Look for graphite machines that feature:

• Covered linear guidances and ball screws with positive air flow to block abrasive materials from getting into the motion mechanics of the high-speed machining center.
• Sealed housings for all motion-control electronics and motors to protect against contamination of the machine control system.
• A full enclosure complete with safety lock that is equipped with a connection to an air flow system for dust extraction. This machining system is ideal for machining materials such as graphite, glass-fiber composites, ceramics or any abrasive material.

Tool Length Measurement
Another feature to look for on an advanced machine—which is beneficial in the milling of graphite—is tool length measurement that can compensate for tool wear.
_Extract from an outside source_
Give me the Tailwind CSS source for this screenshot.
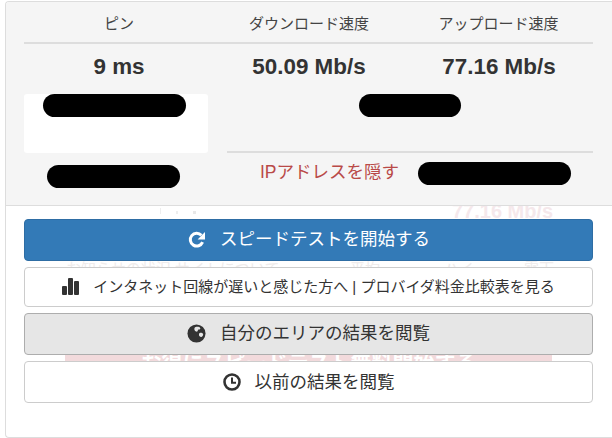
<!DOCTYPE html>
<html lang="ja">
<head>
<meta charset="utf-8">
<script src="https://cdn.jsdelivr.net/npm/@tailwindcss/browser@4"></script>
</head>
<body class="w-[612px] h-[438px] overflow-hidden bg-white font-['Liberation_Sans','Noto_Sans_CJK_JP',sans-serif] text-[#333]">
<div class="relative ml-[5px] mt-px w-[607px] h-[437px] border border-r-0 border-[#ddd] rounded-l-[4px] overflow-hidden bg-white">
  <!-- faint page content showing through behind the panel -->
  <div class="absolute left-[446px] top-[198px] text-[20px] leading-[22px] font-bold text-[#f5e8eb] whitespace-nowrap">77.16 Mb/s</div>
  <div class="absolute left-[154px] top-[206px] flex items-end gap-[15px]">
    <span class="w-px h-[6px] bg-[#eee]"></span><span class="w-[2px] h-[3px] bg-[#eee]"></span><span class="w-[3px] h-[3px] bg-[#e8e8e8]"></span>
  </div>
  <div class="absolute left-[60px] top-[259px] w-[500px] h-[6px] overflow-hidden flex text-[15px] leading-[15px] text-[#efecec] whitespace-nowrap">
    <span class="w-[284px]">お知らせの状況 サイトについて</span><span class="w-[94px]">平均</span><span class="w-[80px]">ハイ</span><span>露天</span>
  </div>
  <div class="absolute left-[59px] top-[353px] w-[487px] h-[7px] overflow-hidden bg-[#f2dadc] text-center text-[21px] leading-[16px] font-bold text-white whitespace-nowrap">お得にスピードテスト無料開始する</div>

  <section class="relative h-[204px] pt-px bg-[#f5f5f5] border-b border-[#ddd]">
    <div class="w-[569px] ml-[18px]">
      <div class="grid grid-cols-[190px_190px_189px] h-[41px] pt-[3px] items-center text-center text-[15px] border-b-2 border-[#ddd] text-[#444]">
        <div>ピン</div><div>ダウンロード速度</div><div>アップロード速度</div>
      </div>
      <div class="grid grid-cols-[190px_190px_190px] h-[50px] pt-[8px] items-start text-center text-[22.4px] leading-[30px] font-bold">
        <div>9 ms</div><div>50.09 Mb/s</div><div>77.16 Mb/s</div>
      </div>
      <div class="flex">
        <div class="w-[184px]">
          <div class="h-[59px] bg-white rounded-[3px] pl-[19px]">
            <div class="w-[143px] h-[23px] rounded-full bg-black"></div>
          </div>
          <div class="mt-[12px] ml-[23px] w-[133px] h-[23px] rounded-full bg-black"></div>
        </div>
        <div class="ml-[19px] w-[366px]">
          <div class="h-[59px] border-b-2 border-[#ddd] pl-[132px]">
            <div class="w-[102px] h-[23px] rounded-full bg-black"></div>
          </div>
          <div class="flex items-start h-[36px] pl-[33px] pt-[7px]">
            <span class="w-[158px] text-[17.5px] leading-[24px] text-[#b94a48] whitespace-nowrap">IPアドレスを隠す</span>
            <div class="mt-[2px] w-[153px] h-[23px] rounded-full bg-black"></div>
          </div>
        </div>
      </div>
    </div>
  </section>

  <section class="relative ml-[18px] w-[569px] pt-[13px] flex flex-col gap-[6px]">
    <button class="h-[42px] pb-px flex items-center justify-center gap-[13px] rounded-[4px] bg-[#337ab7] border border-[#2e6da4] text-white text-[17.5px]">
      <svg class="w-[20px] h-[20px]" viewBox="0 0 20 20" fill="none"><path d="M15.6 12.2A6.4 6.4 0 1 1 14.4 5.3" stroke="currentColor" stroke-width="3"/><path d="M18 2v7.4h-7.4z" fill="currentColor"/></svg>
      <span>スピードテストを開始する</span>
    </button>
    <button class="h-[40px] pt-px flex items-center justify-center gap-[14px] rounded-[4px] bg-white border border-[#ccc] text-[15px] text-[#333]">
      <svg class="w-[17px] h-[17px] -mt-[2px]" viewBox="0 0 17 17" fill="#333"><rect x="0" y="8" width="5" height="9" rx="1"/><rect x="6" y="0" width="5" height="17" rx="1"/><rect x="12" y="3" width="5" height="14" rx="1"/></svg>
      <span>インタネット回線が遅いと感じた方へ | プロバイダ料金比較表を見る</span>
    </button>
    <button class="h-[42px] pb-[2px] flex items-center justify-center gap-[14px] rounded-[4px] bg-[#e6e6e6] border border-[#adadad] text-[17.5px] text-[#333]">
      <svg class="w-[19px] h-[19px]" viewBox="0 0 20 20"><circle cx="10" cy="10" r="9.5" fill="#333"/><path d="M9 3.2c2-.6 4.5-.2 5 1.2.3 1-1 1.5-2 1.3-1 .6-.2 1.5-1.2 2.2-1 .5-2-.2-2.6-1C7.300 5.500 7.700 3.800 9 3.200zM13.500 9.500c1.500-.5 3.300.2 3.500 1.300.1 1.200-1 2.700-2 2.900-1.300.1-2.300-.8-2.400-2-.1-1 .1-1.800.9-2.200z" fill="#e6e6e6"/></svg>
      <span>自分のエリアの結果を閲覧</span>
    </button>
    <button class="h-[42px] flex items-center justify-center gap-[14px] rounded-[4px] bg-white border border-[#ccc] text-[17.5px] text-[#333]">
      <svg class="w-[18px] h-[18px]" viewBox="0 0 18 18" fill="none"><circle cx="9" cy="9" r="7.500" stroke="#333" stroke-width="2.600"/><path d="M9 4.500V9.800H13" stroke="#333" stroke-width="2"/></svg>
      <span>以前の結果を閲覧</span>
    </button>
  </section>
</div>
</body>
</html>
This tool sensor/replacer system is made up of three separate components working in conjunction:

1. Toolchanger
   The toolchanger is a rack or tray that has space for spare tools as well as empty sockets for placing broken tools. Machine operators can stock the rack with spare tools, thereby having a ready supply should tools break during lights-out or unattended operation.
2. Tool checker
   The tool checker is a mechanical sensor that measures tool length. This is the instrument that actually detects the worn or broken tool in the first place.
3. Software
   The software is a macro program that can be set up to run a tool check after executing a number of lines of code. For instance, a tool check macro can initiate a check after every 500 lines of code. This is known as an if/then statement, in other words, “Measure this tool; if the length is shorter than the listed parameter, then change the tool.”

 

Summary

So, as machining centers inch toward the ultimate goal of efficiently milling hardened steel in a single step, the technological advancements of high speed machining centers are staying ahead of the curve in providing the efficiency and quality required for the milling of graphite electrodes. This process is instrumental in moldmaking and will likely be the mainstay of the industry for some time to come.

References
1 Datron Dynamics, Inc. (Milford, NH).